**Job**
State the number of lines where "React" appears. Add nothing else.
start
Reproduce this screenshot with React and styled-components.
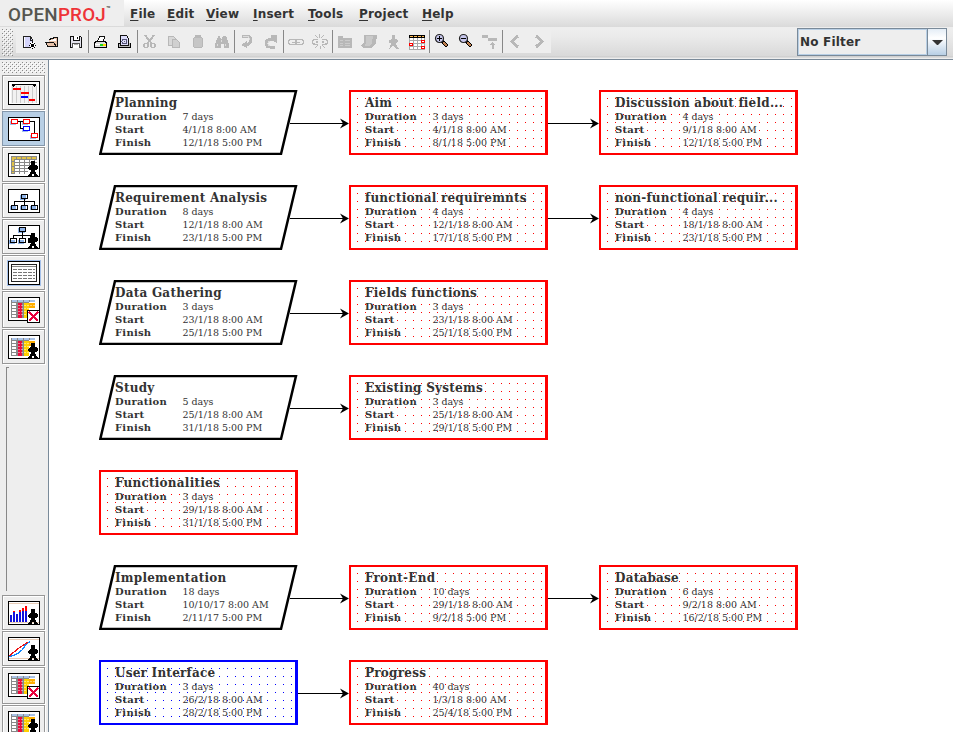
import React from 'react';
import styled, { createGlobalStyle, css } from 'styled-components';

const Global = createGlobalStyle`
  * { box-sizing: border-box; }
  body { margin: 0; background: #fff; overflow: hidden; }
`;

const bumps = css`
  background-image:
    conic-gradient(from 270deg at 1px 1px, #8a8a8a 90deg, transparent 0),
    conic-gradient(from 270deg at 1px 1px, #8a8a8a 90deg, transparent 0),
    conic-gradient(from 270deg at 1px 1px, #fff 90deg, transparent 0),
    conic-gradient(from 270deg at 1px 1px, #fff 90deg, transparent 0);
  background-size: 4px 4px;
  background-position: 0 0, 2px 2px, 1px 1px, 3px 3px;
`;

const Window = styled.div`
  width: 953px;
  height: 732px;
  display: flex;
  flex-direction: column;
  overflow: hidden;
  background: #eee;
  color: #333;
  font-family: "DejaVu Sans", sans-serif;
`;

const MenuBar = styled.header`
  display: flex;
  flex: none;
  height: 27px;
  background: linear-gradient(#fff, #dadada);
`;

const Logo = styled.div`
  width: 124px;
  height: 26px;
  padding-left: 8px;
  background: #eee;
  display: flex;
  font: 500 18.8px/30px Roboto, sans-serif;
  color: #55554f;
  letter-spacing: 0.25px;
`;
const LogoAccent = styled.span`color: #ee3338;`;
const Trademark = styled.span`
  font-size: 7px;
  font-weight: bold;
  line-height: 19px;
`;

const Menus = styled.nav`
  display: flex;
  gap: 12px;
  padding-left: 6px;
`;
const Menu = styled.span`
  width: ${(p) => p.$w}px;
  font-weight: bold;
  font-size: 12px;
  line-height: 29px;
  letter-spacing: 0.2px;
  white-space: nowrap;
`;
const Mnemonic = styled.span`
  text-decoration: underline;
  text-decoration-thickness: 1px;
  text-underline-offset: 2px;
  text-decoration-skip-ink: none;
`;

const ToolStrip = styled.div`
  display: flex;
  flex: none;
  height: 33px;
  border-bottom: 1px solid #7a8a99;
  background: linear-gradient(#eee 0 2px, #eaeaea 10px, #d9d9d9 29px, #c8c8c8 30px, #eee 31px);
`;
const Grip = styled.div`
  width: 11px;
  height: 27px;
  margin: 2px 3px 0 2px;
  ${bumps}
`;
const Tools = styled.div`
  display: flex;
  width: 535px;
  height: 23px;
  margin-top: 3px;
  background: #eee;
`;
const Tool = styled.button`
  width: 24px;
  height: 23px;
  padding: 0 4px 3px;
  border: 0;
  background: none;
  svg { display: block; overflow: visible; }
`;
const Divider = styled.i`
  width: 1px;
  background: #888;
`;
const Combo = styled.div`
  display: flex;
  width: 150px;
  height: 28px;
  margin: 1px 6px 0 auto;
  border: 1px solid #7a8a99;
`;
const ComboValue = styled.div`
  flex: 1;
  border: 1px solid #b8cfe5;
  padding-left: 1px;
  background: #eee;
  font: bold 12px/25px "DejaVu Sans", sans-serif;
  letter-spacing: 0.2px;
`;
const ComboButton = styled.div`
  width: 19px;
  border-left: 1px solid #7a8a99;
  background: linear-gradient(#e4edf6, #fff 35%, #b8cfe5);
  display: flex;
  align-items: center;
  justify-content: center;
`;

const Body = styled.div`
  display: flex;
  flex: 1;
  min-height: 0;
`;
const Sidebar = styled.aside`
  width: 48px;
  padding: 2px 0 0 2px;
  flex: none;
  overflow: hidden;
`;
const SideGrip = styled.div`
  width: 43px;
  height: 11px;
  margin-bottom: 2px;
  ${bumps}
`;
const ViewButton = styled.button`
  display: block;
  width: 43px;
  height: ${(p) => (p.$tall ? 37 : 35)}px;
  margin: 0 0 1px;
  padding: 5px 5px 4px;
  border: 1px solid ${(p) => (p.$active ? '#8497ab' : '#979797')};
  box-shadow: inset 1px 1px ${(p) => (p.$active ? '#b8cfe5' : '#fff')}, 1px 1px #fff;
  background: ${(p) => (p.$active ? '#b8cfe5' : '#eee')};
  svg { display: block; overflow: visible; }
`;
const SideGap = styled.div`
  height: 224px;
  margin: 3px 0 4px 4px;
  width: 3px;
  border-left: 1px solid #888;
  border-top: 1px solid #888;
`;

const Canvas = styled.main`
  flex: 1;
  background: #fff;
  border-left: 1px solid #7a8a99;
  padding: 30px 0 0 50px;
  overflow: hidden;
`;
const TaskRow = styled.div`
  display: flex;
  height: 65px;
  margin-bottom: 30px;
`;
const dotColor = { red: '#f00', blue: '#00f' };
const Task = styled.article`
  position: relative;
  width: 199px;
  height: 65px;
  flex: none;
  padding: ${(p) => (p.$tone ? '4px 0 0 14px' : '6px 0 0 16px')};
  ${(p) => p.$tone && css`
    border: 2px solid ${dotColor[p.$tone]};
    border-right-width: 3px;
  `}
`;
const Dots = styled.div`
  position: absolute;
  left: 6px;
  top: 6px;
  width: 185px;
  height: 49px;
  background: conic-gradient(from 270deg at 1px 1px, ${(p) => dotColor[p.$tone]} 90deg, transparent 0) 0 0 / 8px 8px;
`;
const Outline = styled.svg`
  position: absolute;
  left: 0;
  top: 0;
`;
const TaskText = styled.div`
  position: relative;
  font-family: "DejaVu Serif", serif;
  color: #333;
  white-space: nowrap;
`;
const Title = styled.div`
  font-weight: bold;
  font-size: 12px;
  line-height: 15px;
  height: 14px;
  letter-spacing: 0.24px;
`;
const Field = styled.div`
  display: flex;
  height: 13px;
  font-size: 9.5px;
  line-height: 13px;
  letter-spacing: -0.03px;
`;
const Label = styled.span`
  width: 67.5px;
  font-weight: bold;
  font-size: 10px;
  letter-spacing: 0.25px;
`;
const Link = styled.svg`
  flex: none;
  overflow: visible;
`;

/* ---------- toolbar icons, 16 x 20 ---------- */
const G = '#b8b8b8';
const Icon = ({ children }) => (
  <svg width="16" height="20" viewBox="0 0 16 20" shapeRendering="crispEdges" fill="none">{children}</svg>
);

const lens = (minus) => (
  <Icon>
    <path d="M8 11l5.500 5.500" stroke="#000" strokeWidth="3.500" />
    <path d="M9.500 12.500l3.500 3.500" stroke="#c08050" strokeWidth="1.500" />
    <circle cx="5.500" cy="8.500" r="4" fill="#c6c6ec" stroke="#222" strokeWidth="1.200" shapeRendering="auto" />
    <path d="M3 8.500h5" stroke="#000" />
    {!minus && <path d="M5.500 6v5" stroke="#000" />}
  </Icon>
);

const icons = {
  new: (
    <Icon>
      <path d="M3.500 6.500h7l2 3v8h-9z" fill="#d4d4fa" stroke="#222" />
      <path d="M10 6v4h3" stroke="#222" />
      <path d="M4 7h1v10h-1z" fill="#fff" />
      <path d="M10 12h5v6h-5z" fill="#fff" />
      <path d="M12.500 12v8M9 15.500h7" stroke="#000" strokeDasharray="1 1" />
      <path d="M10 13h1v1h-1zM14 13h1v1h-1zM11 14h1v1h-1zM13 14h1v1h-1zM11 16h1v1h-1zM13 16h1v1h-1zM10 17h1v1h-1zM14 17h1v1h-1zM12 15h1v1h-1z" fill="#000" />
    </Icon>
  ),
  open: (
    <Icon>
      <path d="M5 9l6-2h3v10H4l-2-4h3z" fill="#e9c3aa" />
      <path d="M1.500 12.500h8l3 4H4zM5 9.500l6-2h2.500v9" stroke="#111" />
      <path d="M6 10l6-1v2H6z" fill="#fff" />
    </Icon>
  ),
  save: (
    <Icon>
      <path d="M2.500 6.500h10l1 1v10h-11z" fill="#e4e4ee" stroke="#111" />
      <path d="M5.500 6v4.500h6v-4.500" fill="#fff" stroke="#111" />
      <path d="M9 7h1v2h-1z" fill="#111" />
      <path d="M4.500 18v-5h7v5" fill="#fff" stroke="#555" />
      <path d="M6 14.500h4" stroke="#aaa" />
    </Icon>
  ),
  print: (
    <Icon>
      <path d="M4.500 11.500l2-5h5l-1 5" fill="#fff" stroke="#111" />
      <path d="M2.500 11.500h10l1 2v4h-12v-4z" fill="#ddd" stroke="#000" />
      <path d="M2 14h6v1h-6z" fill="#fff" /><path d="M7 14h3v2h-3z" fill="#1bd51b" /><path d="M10 14h3v2h-3z" fill="#ffd800" />
    </Icon>
  ),
  preview: (
    <Icon>
      <path d="M2.500 13h-1v4.500h12v-4.500h-1" fill="#bbb" stroke="#000" />
      <path d="M3.500 15.500v-10h6l2 3v7z" fill="#dcdcfa" stroke="#111" />
      <circle cx="7.500" cy="11.500" r="2.500" stroke="#555577" /><path d="M7 11h1v1h-1z" fill="#667" />
    </Icon>
  ),
  cut: (
    <Icon>
      <path d="M3 5l7 9M12 5l-7 9" stroke={G} strokeWidth="2" />
      <circle cx="4" cy="15.500" r="2" stroke={G} strokeWidth="1.500" /><circle cx="11" cy="15.500" r="2" stroke={G} strokeWidth="1.500" />
    </Icon>
  ),
  copy: (
    <Icon>
      <path d="M2.500 6.500h5l2 2v7h-7z" fill="#d8d8d8" stroke={G} />
      <path d="M6.500 9.500h4l3 3v5h-7z" fill="#d0d0d0" stroke={G} />
    </Icon>
  ),
  paste: (
    <Icon>
      <path d="M6 7V5.500h4v2" stroke={G} strokeWidth="2" />
      <path d="M3.500 8.500l1-1h7l1 1v8l-1 1h-7l-1-1z" fill="#c6c6c6" stroke={G} />
    </Icon>
  ),
  find: (
    <Icon>
      <path d="M4 6h2l1 3h1l1-3h2l2 2 2 6v4h-5v-4h-3v4h-6v-4l3-7z" fill={G} />
      <path d="M3 14h1v2h-1zM11 14h1v2h-1zM7 10h1v2h-1z" fill="#ddd" />
    </Icon>
  ),
  undo: (
    <Icon>
      <path d="M3 6.500h5c5 0 5 5 2 7l-3 2" stroke={G} strokeWidth="3" />
      <path d="M2 15l6-4v7z" fill={G} /><path d="M4 6.500h5l2 3" stroke="#ddd" />
    </Icon>
  ),
  redo: (
    <Icon>
      <path d="M12 17H7c-5 0-5-6-1-7.500h4" stroke={G} strokeWidth="3" />
      <path d="M8 5l6 0v8l-6-3z" fill={G} /><path d="M7 16c-3-1-3-4 0-5" stroke="#ddd" />
    </Icon>
  ),
  link: (
    <Icon>
      <rect x=".5" y="9.500" width="8" height="5" rx="2.500" stroke={G} strokeWidth="1.500" />
      <rect x="7.500" y="9.500" width="8" height="5" rx="2.500" stroke={G} strokeWidth="1.500" />
      <path d="M4 12.500h8" stroke={G} />
    </Icon>
  ),
  unlink: (
    <Icon>
      <path d="M6 9.500H3l-2.500 1v3l2.500 1h3M10 9.500h3l2.500 1v3l-2.500 1h-3M4 12h2M10 12h2" stroke={G} strokeWidth="1.500" />
      <path d="M7 4l1 4M3 5l3 3M12 5l-3 3M8 16v3M6 15l-3 3M10 15l3 3" stroke={G} />
    </Icon>
  ),
  info: (
    <Icon>
      <path d="M1 6h5v2h9v10H1z" fill={G} />
      <path d="M3 10.500h3M8 10.500h5M3 13.500h3M8 13.500h5M3 15.500h3M8 15.500h5" stroke="#ccc" />
    </Icon>
  ),
  note: (
    <Icon>
      <path d="M3 5h13l-1 8-4 5H2l-2-3 3-2z" fill={G} />
      <path d="M5 6h7l-1 7-3 3H4l1-4z" fill="#c9c9c9" />
    </Icon>
  ),
  person: (
    <Icon>
      <path d="M7 5h3v4h2l1 2-1 2h-1l1 4 2 2h-3l-3-4-3 4H3l2-2 1-4H4v-3l3-1z" fill={G} />
    </Icon>
  ),
  table: (
    <Icon>
      <path d="M0 8h16v11h-16z" fill="#fff" />
      <path d="M.5 8v12M4.500 8v12M8.500 8v12M12.500 8v12M15.500 8v12M0 10.500h16M0 13.500h16M0 16.500h16M0 19.500h16" stroke="#aaa" />
      <path d="M0 5h16v3h-16z" fill="#000" /><path d="M1 6.500h14" stroke="#fb5" strokeDasharray="3 1" />
      <path d="M12.500 10.500h3v2h-3zM.5 13.500h3v2h-3zM12.500 16.500h3v2h-3z" fill="#fff" stroke="#f00" />
    </Icon>
  ),
  zoomIn: lens(false),
  zoomOut: lens(true),
  promote: (
    <Icon>
      <path d="M0 5h6v3h-6zM6 8h9v3h-9z" fill={G} />
      <path d="M10.500 19v-5" stroke={G} strokeWidth="2" /><path d="M7 15l3.500-3 3.500 3z" fill={G} />
    </Icon>
  ),
  prev: <Icon><path d="M11 6l-6 5.500 6 5.500" stroke={G} strokeWidth="3" /></Icon>,
  next: <Icon><path d="M5 6l6 5.500-6 5.500" stroke={G} strokeWidth="3" /></Icon>,
};

const toolGroups = [
  ['new', 'open', 'save'],
  ['print', 'preview'],
  ['cut', 'copy', 'paste', 'find'],
  ['undo', 'redo'],
  ['link', 'unlink'],
  ['info', 'note', 'person', 'table'],
  ['zoomIn', 'zoomOut', 'promote'],
  ['prev', 'next'],
];

/* ---------- view icons, 32 x 24 ---------- */
const Person = () => (
  <path d="M23 8h4v4h1l2 2v2l-2 1h-1l1 4 2 1v2h-4v-3h-2v3h-4v-2l2-1 1-4h-1l-2-1v-2l2-2h1z" fill="#000" />
);
const View = ({ h = 24, children }) => (
  <svg width="32" height={h} viewBox={`0 0 32 ${h}`} fill="none" shapeRendering="crispEdges">
    <path d="M.5.500h31v23h-31z" fill="#fff" stroke="#000" />
    {children}
  </svg>
);
const Frame = () => <path d="M.5.500h31v23h-31z" stroke="#000" />;

const TreeLines = ({ small }) => (
  <>
    <path d={small ? 'M10 3h7v5h-7zM1 15h6v4h-6zM10 15h6v4h-6z' : 'M12 6h6v5h-6zM2 17h6v4h-6zM12 17h6v4h-6zM22 17h6v4h-6z'} fill="#8fb4e8" />
    {small
      ? <path d="M11.500 2.500h6v4h-6zM14.500 7v7M5.500 13v-3h17v3M2.500 13.500h6v4h-6zM11.500 13.500h6v4h-6zM20.500 13.500h5v4h-5z" stroke="#000" />
      : <path d="M13.500 5.500h6v4h-6zM16.500 10v6M6.500 16v-4h20v4M3.500 16.500h6v4h-6zM13.500 16.500h6v4h-6zM23.500 16.500h6v4h-6z" stroke="#000" />}
  </>
);
const UsageGrid = () => (
  <>
    <path d="M3 3h24v2h-24z" fill="#888" /><path d="M4 4h23" stroke="#a9c2e6" strokeDasharray="5 1" strokeWidth="1.500" />
    <path d="M3 5h18v16h-18z" fill="#888" />
    <path d="M10 6h4v15h-4z" fill="#eb0a3c" />
    <path d="M16 6h5v15h-5z" fill="#ffd000" />
    <path d="M21 6h6v5h-6z" fill="#ffae00" />
    <path d="M6 6v15" stroke="#fff" strokeWidth="4" strokeDasharray="2 1" />
    <path d="M10 8.500h17M10 11.500h11M10 14.500h11M10 17.500h11" stroke="#fff" strokeOpacity=".45" strokeDasharray="2 1" />
  </>
);
const CrossBox = () => (
  <>
    <path d="M19.500 13.500h12v12h-12z" fill="#fff" stroke="#000" />
    <path d="M21 15l9 9M30 15l-9 9" stroke="#e8003c" strokeWidth="1.800" />
  </>
);

const views = {
  gantt: (
    <View>
      <path d="M3 3h26v19h-26z" fill="#f2f2f2" />
      <path d="M4.500 5v17M8.500 5v17M12.500 5v17M16.500 5v17M20.500 5v17M24.500 5v17M28.500 5v17" stroke="#ccc" />
      <path d="M4 3.500h24" stroke="#000" />
      <path d="M4 4h3v1h-1v1h-1v-1h-1zM25 4h3v1h-1v1h-1v-1h-1z" fill="#000" />
      <path d="M5 7h8v2h-8zM13 11h8v2h-8zM21 18h6v2h-6z" fill="#f00" /><path d="M13 15h7v2h-7z" fill="#00f" />
    </View>
  ),
  network: (
    <View>
      <path d="M2 4h6v4h-6zM14 4h6v4h-6zM14 11h6v4h-6zM22 18h6v4h-6z" fill="#a4c0ea" />
      <path d="M9 4.500h6M21 4.500h5.500v12M12.500 4v7.500h3" stroke="#000" />
      <path d="M3.500 2.500h6v4h-6zM15.500 2.500h6v4h-6zM23.500 16.500h6v4h-6z" fill="#fff" stroke="#f00" />
      <path d="M15.500 9.500h6v4h-6z" fill="#fff" stroke="#00f" />
    </View>
  ),
  resources: (
    <View>
      <path d="M3 3h26v18h-26z" fill="#888" />
      <path d="M4 4.500h24M5 4v16" stroke="#e1c247" strokeWidth="2" strokeDasharray="4 1" />
      <path d="M7 8h22M7 11h22M7 14h22M7 17h22M7 20h22" stroke="#fff" strokeWidth="2" strokeDasharray="4 1" />
      <path d="M20 16h9v5h-9z" fill="#fff" />
      <Person />
    </View>
  ),
  wbs: <View><TreeLines /></View>,
  rbs: <View><TreeLines small /><Person /></View>,
  report: (
    <View>
      <path d="M-.5-.5h33v25h-33z" stroke="#a4c0ea" />
      <path d="M3.500 3.500h25v17h-25z" stroke="#222" />
      <path d="M4 5.500h24" stroke="#888" />
      <path d="M5 8.500h22M5 11.500h22M5 14.500h22M5 17.500h22" stroke="#777" strokeDasharray="4 1" />
    </View>
  ),
  taskUsage: <View h={26}><UsageGrid /><CrossBox /></View>,
  resourceUsage: <View><UsageGrid /><Person /></View>,
  histogram: (
    <View>
      <path d="M1 2h30M1 21.500h30" stroke="#e9cdb8" />
      <path d="M2 14h2v7h-2zM5 10h2v11h-2zM8 13h2v8h-2zM11 11h2v10h-2zM14 9h2v12h-2zM17 8h2v13h-2z" fill="#11d" />
      <path d="M5 10h2v1h-2zM11 9h2v2h-2zM14 7h2v3h-2zM17 5h2v5h-2z" fill="#f00" />
      <Person /><Frame />
    </View>
  ),
  curve: (
    <View>
      <path d="M1 2h30M1 21.500h30" stroke="#e9cdb8" />
      <path d="M1 20C11 16 9 18 14 13s3-8 8-8" stroke="#18f" strokeWidth="1.300" />
      <path d="M1 19L11 11l9-6" stroke="#e11" strokeWidth="1.300" />
      <Person /><Frame />
    </View>
  ),
};

const Box = ({ tone, title, values }) => (
  <Task $tone={tone}>
    {tone ? <Dots $tone={tone} /> : (
      <Outline width="199" height="65">
        <path d="M1.300 64L16 1H197L182 64z" fill="#fff" stroke="#000" strokeWidth="2.500" />
      </Outline>
    )}
    <TaskText>
      <Title>{title}</Title>
      {['Duration', 'Start', 'Finish'].map((name, i) => (
        <Field key={name}><Label>{name}</Label>{values[i]}</Field>
      ))}
    </TaskText>
  </Task>
);

const Arrow = ({ slanted }) => (
  <Link width="51" height="65">
    <path d={`M${slanted ? -8 : 0} 33.500H46`} stroke="#000" shapeRendering="crispEdges" />
    <path d="M42 28.500L51 33.500L42 38.500L45 33.500z" fill="#000" />
  </Link>
);

const rows = [
  [[null, 'Planning', '7 days', '4/1/18 8:00 AM', '12/1/18 5:00 PM'], ['red', 'Aim', '3 days', '4/1/18 8:00 AM', '8/1/18 5:00 PM'], ['red', 'Discussion about field...', '4 days', '9/1/18 8:00 AM', '12/1/18 5:00 PM']],
  [[null, 'Requirement Analysis', '8 days', '12/1/18 8:00 AM', '23/1/18 5:00 PM'], ['red', 'functional requiremnts', '4 days', '12/1/18 8:00 AM', '17/1/18 5:00 PM'], ['red', 'non-functional requir...', '4 days', '18/1/18 8:00 AM', '23/1/18 5:00 PM']],
  [[null, 'Data Gathering', '3 days', '23/1/18 8:00 AM', '25/1/18 5:00 PM'], ['red', 'Fields functions', '3 days', '23/1/18 8:00 AM', '25/1/18 5:00 PM']],
  [[null, 'Study', '5 days', '25/1/18 8:00 AM', '31/1/18 5:00 PM'], ['red', 'Existing Systems', '3 days', '25/1/18 8:00 AM', '29/1/18 5:00 PM']],
  [['red', 'Functionalities', '3 days', '29/1/18 8:00 AM', '31/1/18 5:00 PM']],
  [[null, 'Implementation', '18 days', '10/10/17 8:00 AM', '2/11/17 5:00 PM'], ['red', 'Front-End', '10 days', '29/1/18 8:00 AM', '9/2/18 5:00 PM'], ['red', 'Database', '6 days', '9/2/18 8:00 AM', '16/2/18 5:00 PM']],
  [['blue', 'User Interface', '3 days', '26/2/18 8:00 AM', '28/2/18 5:00 PM'], ['red', 'Progress', '40 days', '1/3/18 8:00 AM', '25/4/18 5:00 PM']],
];

const menus = [['File', 25], ['Edit', 27], ['View', 35], ['Insert', 43], ['Tools', 39], ['Project', 51], ['Help', 32]];

export default function App() {
  return (
    <Window>
      <Global />
      <MenuBar>
        <Logo>OPEN<LogoAccent>PROJ</LogoAccent><Trademark>™</Trademark></Logo>
        <Menus>
          {menus.map(([m, w]) => <Menu key={m} $w={w}><Mnemonic>{m[0]}</Mnemonic>{m.slice(1)}</Menu>)}
        </Menus>
      </MenuBar>
      <ToolStrip>
        <Grip />
        <Tools>
          {toolGroups.map((group, i) => (
            <React.Fragment key={group[0]}>
              {i > 0 && <Divider />}
              {group.map((name) => <Tool key={name}>{icons[name]}</Tool>)}
            </React.Fragment>
          ))}
        </Tools>
        <Combo>
          <ComboValue>No Filter</ComboValue>
          <ComboButton><svg width="11" height="5"><path d="M0 0h11L5.500 5.500z" fill="#333" /></svg></ComboButton>
        </Combo>
      </ToolStrip>
      <Body>
        <Sidebar>
          <SideGrip />
          <ViewButton>{views.gantt}</ViewButton>
          <ViewButton $active>{views.network}</ViewButton>
          <ViewButton>{views.resources}</ViewButton>
          <ViewButton>{views.wbs}</ViewButton>
          <ViewButton>{views.rbs}</ViewButton>
          <ViewButton>{views.report}</ViewButton>
          <ViewButton $tall>{views.taskUsage}</ViewButton>
          <ViewButton>{views.resourceUsage}</ViewButton>
          <SideGap />
          <ViewButton>{views.histogram}</ViewButton>
          <ViewButton>{views.curve}</ViewButton>
          <ViewButton $tall>{views.taskUsage}</ViewButton>
          <ViewButton>{views.resourceUsage}</ViewButton>
        </Sidebar>
        <Canvas>
          {rows.map((tasks, r) => (
            <TaskRow key={r}>
              {tasks.map(([tone, title, ...values], i) => (
                <React.Fragment key={title}>
                  {i > 0 && <Arrow slanted={!tasks[i - 1][0]} />}
                  <Box tone={tone} title={title} values={values} />
                </React.Fragment>
              ))}
            </TaskRow>
          ))}
        </Canvas>
      </Body>
    </Window>
  );
}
end
**Exercise response**
6